## SOURCE EXCERPT
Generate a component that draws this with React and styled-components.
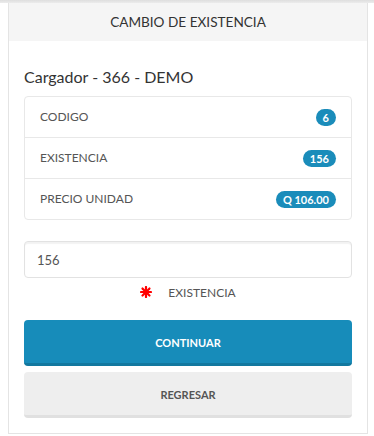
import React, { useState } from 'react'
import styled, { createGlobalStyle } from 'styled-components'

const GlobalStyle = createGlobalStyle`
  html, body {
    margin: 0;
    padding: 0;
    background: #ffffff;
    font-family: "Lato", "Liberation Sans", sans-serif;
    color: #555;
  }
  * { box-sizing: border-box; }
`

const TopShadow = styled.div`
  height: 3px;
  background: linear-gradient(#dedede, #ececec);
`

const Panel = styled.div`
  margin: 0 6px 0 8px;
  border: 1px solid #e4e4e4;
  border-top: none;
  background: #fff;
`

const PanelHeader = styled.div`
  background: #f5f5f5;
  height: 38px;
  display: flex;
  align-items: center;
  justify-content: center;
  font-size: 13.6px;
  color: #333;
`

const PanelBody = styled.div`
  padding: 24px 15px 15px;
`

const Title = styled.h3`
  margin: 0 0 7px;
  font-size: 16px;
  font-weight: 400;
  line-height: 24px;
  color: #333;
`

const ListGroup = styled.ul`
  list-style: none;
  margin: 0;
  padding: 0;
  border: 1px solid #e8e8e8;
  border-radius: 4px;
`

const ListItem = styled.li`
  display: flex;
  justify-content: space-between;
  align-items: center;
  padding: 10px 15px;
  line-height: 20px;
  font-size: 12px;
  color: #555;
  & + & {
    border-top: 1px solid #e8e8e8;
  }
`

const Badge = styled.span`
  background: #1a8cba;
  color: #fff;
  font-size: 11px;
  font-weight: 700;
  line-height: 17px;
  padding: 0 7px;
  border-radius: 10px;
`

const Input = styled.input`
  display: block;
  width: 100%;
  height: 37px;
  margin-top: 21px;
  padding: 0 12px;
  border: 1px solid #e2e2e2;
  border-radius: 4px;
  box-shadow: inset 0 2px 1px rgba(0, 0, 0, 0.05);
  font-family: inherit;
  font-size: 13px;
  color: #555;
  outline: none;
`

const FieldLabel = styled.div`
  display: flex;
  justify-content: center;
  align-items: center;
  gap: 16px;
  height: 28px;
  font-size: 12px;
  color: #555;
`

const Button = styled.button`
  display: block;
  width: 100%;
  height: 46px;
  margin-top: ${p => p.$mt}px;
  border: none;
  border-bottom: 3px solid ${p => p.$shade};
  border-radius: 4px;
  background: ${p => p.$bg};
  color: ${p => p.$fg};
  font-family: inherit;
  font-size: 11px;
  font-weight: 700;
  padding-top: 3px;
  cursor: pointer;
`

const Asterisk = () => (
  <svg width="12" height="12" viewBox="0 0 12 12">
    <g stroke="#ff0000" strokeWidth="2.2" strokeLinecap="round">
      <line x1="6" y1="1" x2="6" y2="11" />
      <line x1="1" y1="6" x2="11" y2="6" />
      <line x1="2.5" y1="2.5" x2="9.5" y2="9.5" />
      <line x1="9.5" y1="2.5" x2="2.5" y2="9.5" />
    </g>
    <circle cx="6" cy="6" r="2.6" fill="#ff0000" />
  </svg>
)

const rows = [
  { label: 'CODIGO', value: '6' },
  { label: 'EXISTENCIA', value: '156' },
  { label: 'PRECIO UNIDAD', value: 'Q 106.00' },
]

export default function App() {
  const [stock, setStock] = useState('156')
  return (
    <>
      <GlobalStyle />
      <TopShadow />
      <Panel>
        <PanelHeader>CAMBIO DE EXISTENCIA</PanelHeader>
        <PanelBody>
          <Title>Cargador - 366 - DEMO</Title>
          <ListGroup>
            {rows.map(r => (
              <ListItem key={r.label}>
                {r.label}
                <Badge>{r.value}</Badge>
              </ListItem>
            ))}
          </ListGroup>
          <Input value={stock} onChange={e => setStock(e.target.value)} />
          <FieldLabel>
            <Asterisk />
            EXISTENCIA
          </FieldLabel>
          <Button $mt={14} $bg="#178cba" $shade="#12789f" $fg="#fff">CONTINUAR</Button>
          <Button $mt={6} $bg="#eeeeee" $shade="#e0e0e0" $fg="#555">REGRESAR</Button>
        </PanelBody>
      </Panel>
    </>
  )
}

## WHAT NEEDS TO BE DONE
The material above holds pictures; copy everything else in it exactly.

## FULL SOLUTION
Generate a component that draws this with React and styled-components.
import React, { useState } from 'react'
import styled, { createGlobalStyle } from 'styled-components'

const GlobalStyle = createGlobalStyle`
  html, body {
    margin: 0;
    padding: 0;
    background: #ffffff;
    font-family: "Lato", "Liberation Sans", sans-serif;
    color: #555;
  }
  * { box-sizing: border-box; }
`

const TopShadow = styled.div`
  height: 3px;
  background: linear-gradient(#dedede, #ececec);
`

const Panel = styled.div`
  margin: 0 6px 0 8px;
  border: 1px solid #e4e4e4;
  border-top: none;
  background: #fff;
`

const PanelHeader = styled.div`
  background: #f5f5f5;
  height: 38px;
  display: flex;
  align-items: center;
  justify-content: center;
  font-size: 13.6px;
  color: #333;
`

const PanelBody = styled.div`
  padding: 24px 15px 15px;
`

const Title = styled.h3`
  margin: 0 0 7px;
  font-size: 16px;
  font-weight: 400;
  line-height: 24px;
  color: #333;
`

const ListGroup = styled.ul`
  list-style: none;
  margin: 0;
  padding: 0;
  border: 1px solid #e8e8e8;
  border-radius: 4px;
`

const ListItem = styled.li`
  display: flex;
  justify-content: space-between;
  align-items: center;
  padding: 10px 15px;
  line-height: 20px;
  font-size: 12px;
  color: #555;
  & + & {
    border-top: 1px solid #e8e8e8;
  }
`

const Badge = styled.span`
  background: #1a8cba;
  color: #fff;
  font-size: 11px;
  font-weight: 700;
  line-height: 17px;
  padding: 0 7px;
  border-radius: 10px;
`

const Input = styled.input`
  display: block;
  width: 100%;
  height: 37px;
  margin-top: 21px;
  padding: 0 12px;
  border: 1px solid #e2e2e2;
  border-radius: 4px;
  box-shadow: inset 0 2px 1px rgba(0, 0, 0, 0.05);
  font-family: inherit;
  font-size: 13px;
  color: #555;
  outline: none;
`

const FieldLabel = styled.div`
  display: flex;
  justify-content: center;
  align-items: center;
  gap: 16px;
  height: 28px;
  font-size: 12px;
  color: #555;
`

const Button = styled.button`
  display: block;
  width: 100%;
  height: 46px;
  margin-top: ${p => p.$mt}px;
  border: none;
  border-bottom: 3px solid ${p => p.$shade};
  border-radius: 4px;
  background: ${p => p.$bg};
  color: ${p => p.$fg};
  font-family: inherit;
  font-size: 11px;
  font-weight: 700;
  padding-top: 3px;
  cursor: pointer;
`

const Asterisk = () => (
  <svg width="12" height="12" viewBox="0 0 12 12">
    <g stroke="#ff0000" strokeWidth="2.2" strokeLinecap="round">
      <line x1="6" y1="1" x2="6" y2="11" />
      <line x1="1" y1="6" x2="11" y2="6" />
      <line x1="2.5" y1="2.5" x2="9.5" y2="9.5" />
      <line x1="9.5" y1="2.5" x2="2.5" y2="9.5" />
    </g>
    <circle cx="6" cy="6" r="2.6" fill="#ff0000" />
  </svg>
)

const rows = [
  { label: 'CODIGO', value: '6' },
  { label: 'EXISTENCIA', value: '156' },
  { label: 'PRECIO UNIDAD', value: 'Q 106.00' },
]

export default function App() {
  const [stock, setStock] = useState('156')
  return (
    <>
      <GlobalStyle />
      <TopShadow />
      <Panel>
        <PanelHeader>CAMBIO DE EXISTENCIA</PanelHeader>
        <PanelBody>
          <Title>Cargador - 366 - DEMO</Title>
          <ListGroup>
            {rows.map(r => (
              <ListItem key={r.label}>
                {r.label}
                <Badge>{r.value}</Badge>
              </ListItem>
            ))}
          </ListGroup>
          <Input value={stock} onChange={e => setStock(e.target.value)} />
          <FieldLabel>
            <Asterisk />
            EXISTENCIA
          </FieldLabel>
          <Button $mt={14} $bg="#178cba" $shade="#12789f" $fg="#fff">CONTINUAR</Button>
          <Button $mt={6} $bg="#eeeeee" $shade="#e0e0e0" $fg="#555">REGRESAR</Button>
        </PanelBody>
      </Panel>
    </>
  )
}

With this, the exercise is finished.